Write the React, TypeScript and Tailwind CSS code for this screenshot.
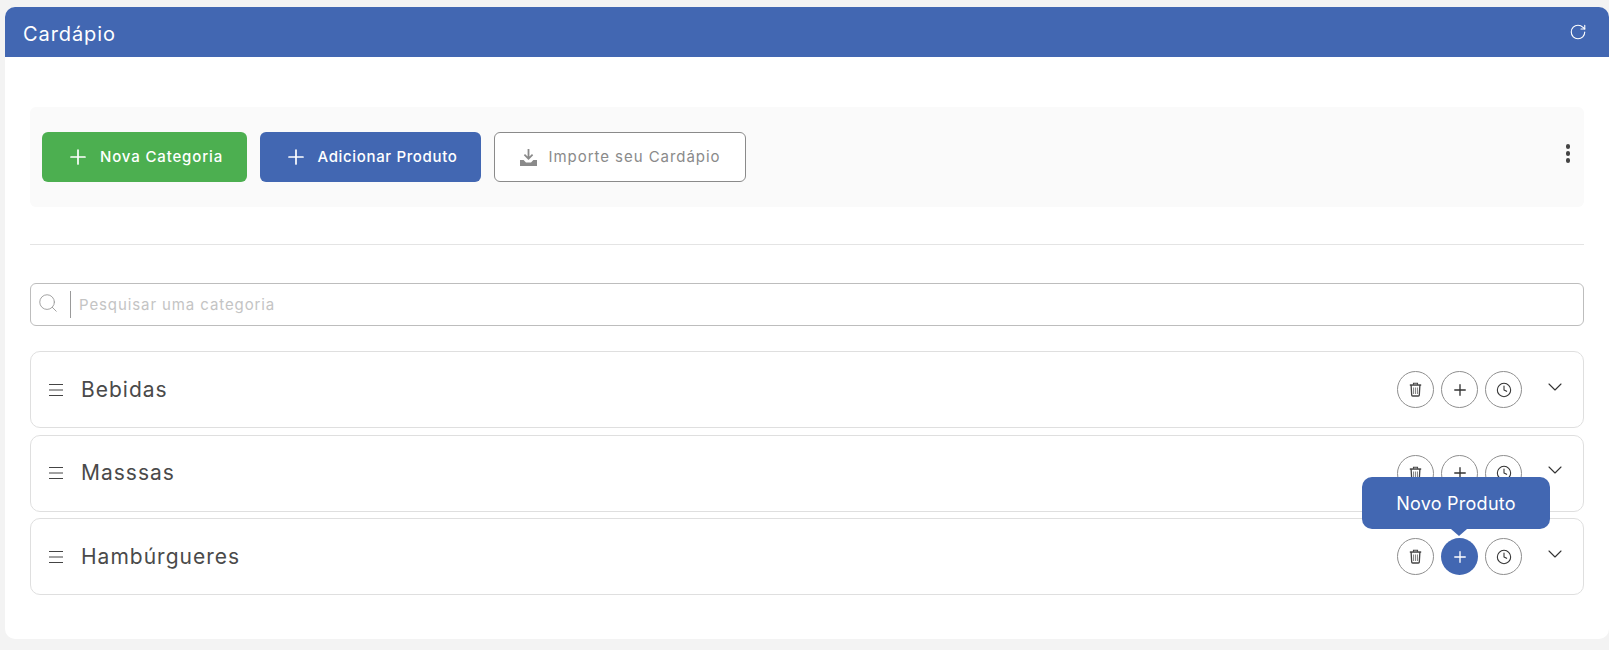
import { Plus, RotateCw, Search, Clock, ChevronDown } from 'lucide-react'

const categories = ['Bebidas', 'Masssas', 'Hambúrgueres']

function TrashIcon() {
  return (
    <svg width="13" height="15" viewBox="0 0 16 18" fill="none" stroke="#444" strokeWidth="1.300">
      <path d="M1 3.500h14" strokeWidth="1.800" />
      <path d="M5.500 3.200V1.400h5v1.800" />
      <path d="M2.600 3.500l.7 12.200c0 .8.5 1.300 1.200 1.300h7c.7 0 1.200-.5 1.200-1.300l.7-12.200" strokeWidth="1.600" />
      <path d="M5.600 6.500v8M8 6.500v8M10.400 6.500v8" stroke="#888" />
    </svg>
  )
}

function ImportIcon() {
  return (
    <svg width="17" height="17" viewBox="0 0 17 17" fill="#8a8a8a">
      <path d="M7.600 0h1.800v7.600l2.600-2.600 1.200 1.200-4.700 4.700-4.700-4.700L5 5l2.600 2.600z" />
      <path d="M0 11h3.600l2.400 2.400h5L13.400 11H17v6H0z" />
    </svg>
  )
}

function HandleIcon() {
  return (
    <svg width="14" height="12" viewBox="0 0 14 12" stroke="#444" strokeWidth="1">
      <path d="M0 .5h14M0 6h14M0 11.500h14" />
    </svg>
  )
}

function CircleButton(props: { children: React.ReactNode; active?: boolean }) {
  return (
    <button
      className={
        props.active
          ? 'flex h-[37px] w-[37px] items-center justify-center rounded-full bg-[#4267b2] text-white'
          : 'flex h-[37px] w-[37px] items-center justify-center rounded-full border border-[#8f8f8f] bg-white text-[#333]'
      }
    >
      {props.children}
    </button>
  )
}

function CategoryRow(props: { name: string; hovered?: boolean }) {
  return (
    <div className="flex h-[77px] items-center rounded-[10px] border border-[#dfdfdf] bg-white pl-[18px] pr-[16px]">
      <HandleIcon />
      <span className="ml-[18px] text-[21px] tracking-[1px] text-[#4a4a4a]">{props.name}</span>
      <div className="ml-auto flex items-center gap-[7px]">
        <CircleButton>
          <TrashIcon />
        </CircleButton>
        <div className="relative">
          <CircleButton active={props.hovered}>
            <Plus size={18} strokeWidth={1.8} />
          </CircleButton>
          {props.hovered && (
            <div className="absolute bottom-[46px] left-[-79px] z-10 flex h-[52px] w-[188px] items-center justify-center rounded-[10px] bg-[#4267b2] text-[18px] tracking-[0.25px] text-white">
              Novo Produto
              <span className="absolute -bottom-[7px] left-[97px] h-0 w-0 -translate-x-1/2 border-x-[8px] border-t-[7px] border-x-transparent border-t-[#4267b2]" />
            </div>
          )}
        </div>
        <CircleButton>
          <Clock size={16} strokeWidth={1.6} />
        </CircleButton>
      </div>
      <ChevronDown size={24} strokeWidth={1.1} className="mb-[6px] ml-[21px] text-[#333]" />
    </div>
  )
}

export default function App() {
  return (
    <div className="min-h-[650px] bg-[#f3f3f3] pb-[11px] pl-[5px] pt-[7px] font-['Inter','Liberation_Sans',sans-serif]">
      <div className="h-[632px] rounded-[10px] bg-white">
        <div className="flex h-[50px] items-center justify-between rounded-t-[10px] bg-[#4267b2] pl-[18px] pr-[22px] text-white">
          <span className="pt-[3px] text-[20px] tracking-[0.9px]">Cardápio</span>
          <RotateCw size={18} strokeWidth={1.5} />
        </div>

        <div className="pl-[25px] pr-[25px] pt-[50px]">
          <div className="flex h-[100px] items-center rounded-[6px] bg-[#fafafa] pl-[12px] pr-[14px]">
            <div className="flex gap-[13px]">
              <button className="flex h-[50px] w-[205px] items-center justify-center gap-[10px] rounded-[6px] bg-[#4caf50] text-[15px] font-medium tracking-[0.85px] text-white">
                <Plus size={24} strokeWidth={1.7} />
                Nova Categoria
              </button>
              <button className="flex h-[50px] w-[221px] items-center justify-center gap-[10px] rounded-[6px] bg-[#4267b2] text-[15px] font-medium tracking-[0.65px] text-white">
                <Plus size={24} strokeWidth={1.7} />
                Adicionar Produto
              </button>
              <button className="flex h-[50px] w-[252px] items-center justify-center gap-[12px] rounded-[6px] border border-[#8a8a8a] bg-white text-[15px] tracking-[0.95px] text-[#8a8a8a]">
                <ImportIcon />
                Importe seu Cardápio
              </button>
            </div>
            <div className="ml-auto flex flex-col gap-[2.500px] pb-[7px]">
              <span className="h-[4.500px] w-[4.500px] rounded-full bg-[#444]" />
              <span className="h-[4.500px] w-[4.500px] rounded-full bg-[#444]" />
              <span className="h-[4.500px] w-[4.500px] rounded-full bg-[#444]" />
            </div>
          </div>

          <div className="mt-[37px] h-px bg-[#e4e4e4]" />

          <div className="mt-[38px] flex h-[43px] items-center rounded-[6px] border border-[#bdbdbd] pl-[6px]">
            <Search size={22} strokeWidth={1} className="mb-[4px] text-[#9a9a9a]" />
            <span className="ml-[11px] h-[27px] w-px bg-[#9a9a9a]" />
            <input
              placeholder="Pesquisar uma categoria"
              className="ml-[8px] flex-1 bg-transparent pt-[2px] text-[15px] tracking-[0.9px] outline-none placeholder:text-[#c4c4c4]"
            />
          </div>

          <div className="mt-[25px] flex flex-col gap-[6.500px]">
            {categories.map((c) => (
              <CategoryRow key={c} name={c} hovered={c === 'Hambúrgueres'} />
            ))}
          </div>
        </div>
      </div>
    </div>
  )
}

◆ The problem ◆
Every line should be retyped exactly, with the pictures omitted.

◆ Answer to the exercise ◆
Write the React, TypeScript and Tailwind CSS code for this screenshot.
import { Plus, RotateCw, Search, Clock, ChevronDown } from 'lucide-react'

const categories = ['Bebidas', 'Masssas', 'Hambúrgueres']

function TrashIcon() {
  return (
    <svg width="13" height="15" viewBox="0 0 16 18" fill="none" stroke="#444" strokeWidth="1.300">
      <path d="M1 3.500h14" strokeWidth="1.800" />
      <path d="M5.500 3.200V1.400h5v1.800" />
      <path d="M2.600 3.500l.7 12.200c0 .8.5 1.300 1.200 1.300h7c.7 0 1.200-.5 1.200-1.300l.7-12.200" strokeWidth="1.600" />
      <path d="M5.600 6.500v8M8 6.500v8M10.400 6.500v8" stroke="#888" />
    </svg>
  )
}

function ImportIcon() {
  return (
    <svg width="17" height="17" viewBox="0 0 17 17" fill="#8a8a8a">
      <path d="M7.600 0h1.800v7.600l2.600-2.600 1.200 1.200-4.700 4.700-4.700-4.700L5 5l2.600 2.600z" />
      <path d="M0 11h3.600l2.400 2.400h5L13.400 11H17v6H0z" />
    </svg>
  )
}

function HandleIcon() {
  return (
    <svg width="14" height="12" viewBox="0 0 14 12" stroke="#444" strokeWidth="1">
      <path d="M0 .5h14M0 6h14M0 11.500h14" />
    </svg>
  )
}

function CircleButton(props: { children: React.ReactNode; active?: boolean }) {
  return (
    <button
      className={
        props.active
          ? 'flex h-[37px] w-[37px] items-center justify-center rounded-full bg-[#4267b2] text-white'
          : 'flex h-[37px] w-[37px] items-center justify-center rounded-full border border-[#8f8f8f] bg-white text-[#333]'
      }
    >
      {props.children}
    </button>
  )
}

function CategoryRow(props: { name: string; hovered?: boolean }) {
  return (
    <div className="flex h-[77px] items-center rounded-[10px] border border-[#dfdfdf] bg-white pl-[18px] pr-[16px]">
      <HandleIcon />
      <span className="ml-[18px] text-[21px] tracking-[1px] text-[#4a4a4a]">{props.name}</span>
      <div className="ml-auto flex items-center gap-[7px]">
        <CircleButton>
          <TrashIcon />
        </CircleButton>
        <div className="relative">
          <CircleButton active={props.hovered}>
            <Plus size={18} strokeWidth={1.8} />
          </CircleButton>
          {props.hovered && (
            <div className="absolute bottom-[46px] left-[-79px] z-10 flex h-[52px] w-[188px] items-center justify-center rounded-[10px] bg-[#4267b2] text-[18px] tracking-[0.25px] text-white">
              Novo Produto
              <span className="absolute -bottom-[7px] left-[97px] h-0 w-0 -translate-x-1/2 border-x-[8px] border-t-[7px] border-x-transparent border-t-[#4267b2]" />
            </div>
          )}
        </div>
        <CircleButton>
          <Clock size={16} strokeWidth={1.6} />
        </CircleButton>
      </div>
      <ChevronDown size={24} strokeWidth={1.1} className="mb-[6px] ml-[21px] text-[#333]" />
    </div>
  )
}

export default function App() {
  return (
    <div className="min-h-[650px] bg-[#f3f3f3] pb-[11px] pl-[5px] pt-[7px] font-['Inter','Liberation_Sans',sans-serif]">
      <div className="h-[632px] rounded-[10px] bg-white">
        <div className="flex h-[50px] items-center justify-between rounded-t-[10px] bg-[#4267b2] pl-[18px] pr-[22px] text-white">
          <span className="pt-[3px] text-[20px] tracking-[0.9px]">Cardápio</span>
          <RotateCw size={18} strokeWidth={1.5} />
        </div>

        <div className="pl-[25px] pr-[25px] pt-[50px]">
          <div className="flex h-[100px] items-center rounded-[6px] bg-[#fafafa] pl-[12px] pr-[14px]">
            <div className="flex gap-[13px]">
              <button className="flex h-[50px] w-[205px] items-center justify-center gap-[10px] rounded-[6px] bg-[#4caf50] text-[15px] font-medium tracking-[0.85px] text-white">
                <Plus size={24} strokeWidth={1.7} />
                Nova Categoria
              </button>
              <button className="flex h-[50px] w-[221px] items-center justify-center gap-[10px] rounded-[6px] bg-[#4267b2] text-[15px] font-medium tracking-[0.65px] text-white">
                <Plus size={24} strokeWidth={1.7} />
                Adicionar Produto
              </button>
              <button className="flex h-[50px] w-[252px] items-center justify-center gap-[12px] rounded-[6px] border border-[#8a8a8a] bg-white text-[15px] tracking-[0.95px] text-[#8a8a8a]">
                <ImportIcon />
                Importe seu Cardápio
              </button>
            </div>
            <div className="ml-auto flex flex-col gap-[2.500px] pb-[7px]">
              <span className="h-[4.500px] w-[4.500px] rounded-full bg-[#444]" />
              <span className="h-[4.500px] w-[4.500px] rounded-full bg-[#444]" />
              <span className="h-[4.500px] w-[4.500px] rounded-full bg-[#444]" />
            </div>
          </div>

          <div className="mt-[37px] h-px bg-[#e4e4e4]" />

          <div className="mt-[38px] flex h-[43px] items-center rounded-[6px] border border-[#bdbdbd] pl-[6px]">
            <Search size={22} strokeWidth={1} className="mb-[4px] text-[#9a9a9a]" />
            <span className="ml-[11px] h-[27px] w-px bg-[#9a9a9a]" />
            <input
              placeholder="Pesquisar uma categoria"
              className="ml-[8px] flex-1 bg-transparent pt-[2px] text-[15px] tracking-[0.9px] outline-none placeholder:text-[#c4c4c4]"
            />
          </div>

          <div className="mt-[25px] flex flex-col gap-[6.500px]">
            {categories.map((c) => (
              <CategoryRow key={c} name={c} hovered={c === 'Hambúrgueres'} />
            ))}
          </div>
        </div>
      </div>
    </div>
  )
}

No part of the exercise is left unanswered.